Kompleks yang kini menjadi Pusat Penelitian Perkebunan Gula Indonesia (P3GI) ini berada di sebelah Societeit Harmonie.
Erza Mubarok menambahkan, pahlawan nasional Douwes Dekker kelahiran Pasuruan tahun 1879 juga pernah bekerja di Proefstation Oost Java. Dinasti keluarga Tionghoa dari marga Han yang menjadi bagian dari industriawan gula juga turut berperan di Proefstation Oost Java hingga masa pasca-kemerdekaan Republik Indonesia.
Ekonomi Pasuruan medio 1800-an hingga awal 1900-an berkembang pesat. Warga superkaya yang terutama bekerja di sektor industri gula dan perdagangan menjadi tulang punggung ekonomi Pasuruan.

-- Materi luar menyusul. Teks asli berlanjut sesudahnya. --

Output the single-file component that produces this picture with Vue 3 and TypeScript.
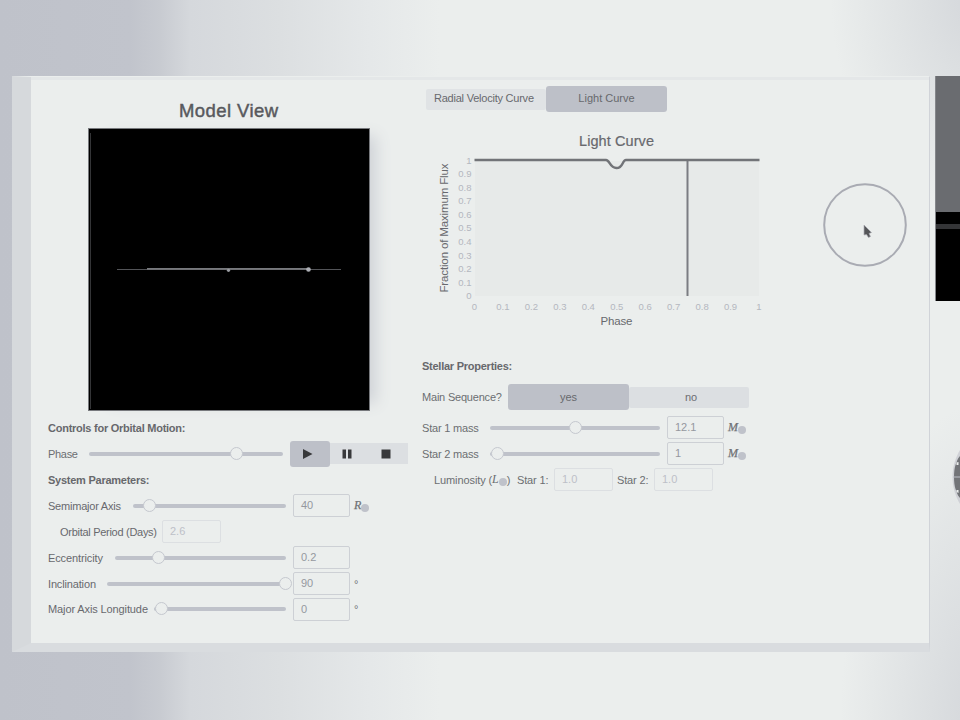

Dalam Ensiklopedia Hindia Belanda Bagian IV terbitan tahun 1921 yang turut disusun RM Suwardi Surjaningrat (Ki Hajar Dewantara) disebutkan, pada awal abad ke-20, kapal-kapal besar dari Eropa, yakni Nederlansche en Rotterdamsche Lloyd, sudah lego jangkar sejauh 2,5 kilometer dari muara Kali Gembong. Disebutkan juga, kedalaman air di tempat lego jangkar kapal antarbenua tersebut sedalam 5 fathom yang setara dengan 30 kaki atau 9 meter.
Semasa itu, pabrik es, pabrik gas, pabrik cor tempa suku cadang kapal, dan mesin pabrik gula terdapat di Pasuruan.
Dosen Arsitek Universitas Kristen Petra menceritakan pembagian wilayah Pasuruan modern, yakni Pecinan di sekitar aliran Kali Trajeng di barat kota, wilayah Eropa di sekitar hulu Kali Gembong, perkampungan masyarakat Madura di Majangan sekitar pelabuhan, perkampungan masyarakat Jawa dan para priayi di sekitar Masjid Jami, serta hunian masyarakat keturunan Timur Tengah di Bangilan.
Wilayah persimpangan transportasi Kerajaan Majapahit itu pun berkembang menjadi kota modern yang kini menjadi daerah satelit di selatan kota raya Surabaya. Industri gula yang kini menyurut berganti menjadi pusat perdagangan dan transit yang kini mendapat warna baru dengan keberadaan Tol Trans-Jawa yang direncanakan menyambungkan jalur darat Surabaya-Banyuwangi.